Light & Wonder’s existing programme to repurchase up to $750.0m of common shares was set to expire in February 2025. However, the new programme will extend this and allow the group to repurchase more stock.
As of yesterday (13 June), Light & Wonder had exhausted the full $750.0m share repurchase authorisation. Through this it purchased 11.2 million common shares, or 11.5% of all shares outstanding at the inception of the programme.
The average purchase price of $66.72 per share represents a 28% discount to the closing price of $92.35 on 13 June.
Programme to support Light & Wonder growth strategy
Light & Wonder CEO Matt Wilson welcome the board’s approval for the scheme. He said the repurchase programme will further support the group’s wider growth strategy.

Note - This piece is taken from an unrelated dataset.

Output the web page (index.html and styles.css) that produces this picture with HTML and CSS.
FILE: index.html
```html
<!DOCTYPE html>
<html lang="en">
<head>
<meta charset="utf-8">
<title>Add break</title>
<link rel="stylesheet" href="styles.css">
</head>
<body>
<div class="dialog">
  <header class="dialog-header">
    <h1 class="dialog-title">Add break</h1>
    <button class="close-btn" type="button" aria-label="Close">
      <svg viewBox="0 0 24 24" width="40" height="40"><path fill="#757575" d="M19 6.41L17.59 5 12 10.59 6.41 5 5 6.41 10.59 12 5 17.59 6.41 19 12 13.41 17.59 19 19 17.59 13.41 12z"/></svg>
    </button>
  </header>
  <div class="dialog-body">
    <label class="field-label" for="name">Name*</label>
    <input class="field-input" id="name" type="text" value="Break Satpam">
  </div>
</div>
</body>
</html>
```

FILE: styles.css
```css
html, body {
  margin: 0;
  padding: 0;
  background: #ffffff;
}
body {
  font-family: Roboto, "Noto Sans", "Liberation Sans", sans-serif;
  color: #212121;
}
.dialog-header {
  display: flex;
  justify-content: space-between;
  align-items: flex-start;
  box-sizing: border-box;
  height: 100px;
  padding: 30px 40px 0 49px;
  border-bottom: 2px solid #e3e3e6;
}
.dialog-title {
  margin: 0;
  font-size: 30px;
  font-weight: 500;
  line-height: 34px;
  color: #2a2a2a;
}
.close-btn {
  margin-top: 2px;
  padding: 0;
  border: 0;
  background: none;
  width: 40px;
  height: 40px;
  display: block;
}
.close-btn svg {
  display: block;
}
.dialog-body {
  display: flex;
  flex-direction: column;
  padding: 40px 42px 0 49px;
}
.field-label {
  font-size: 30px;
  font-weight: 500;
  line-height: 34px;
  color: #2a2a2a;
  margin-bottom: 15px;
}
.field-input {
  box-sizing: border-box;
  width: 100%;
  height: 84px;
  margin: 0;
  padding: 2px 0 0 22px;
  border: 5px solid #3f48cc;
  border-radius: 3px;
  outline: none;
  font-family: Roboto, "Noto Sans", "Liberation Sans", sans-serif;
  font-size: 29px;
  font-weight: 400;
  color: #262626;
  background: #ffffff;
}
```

“I am pleased to announce that the board has approved a new, upsized share repurchase programme,” Wilson said. “We continue to successfully execute our growth strategy and return meaningful capital to our shareholders.
“With strong operating performance continuing across the business, we remain on track to achieve our $1.40bn consolidated AEBITDA target for 2025 while continuing to invest for the future.”
Chief financial officer Oliver Chow also supports the scheme. He says: “Our prior programme was an effective value creation tool. Moving forward, the new programme will allow us to deliver further value to our shareholders while underscoring our commitment to driving profitable growth and upside beyond 2025.”
Revenue tops $756m in Q1
The programme launch follows a successful Q1 for Light & Wonder, during which revenue increased by 12.8% to $756m. It was also the 12th consecutive quarter of year-on-year growth for the group.
Revenue during the three months to 31 March was higher across the Gaming, SciPlay and iGaming businesses. As a result, Light & Wonder also reported higher group net profit for Q1, with this jumping 272.7% to $82m.
In addition, adjusted EBITDA climbed 12.9% to $281m, driven by strong revenue growth and sustained margin strength across all segments.
Also in Q1, Light & Wonder made a strategic investment in no-code automation platform Flows. This, the group says, will help accelerate growth and scale up operations in markets worldwide.
The purchase raised questions about further deals for the group. CEO Wilson says while the business continues to monitor the market for opportunities, nothing is immediately in the offing.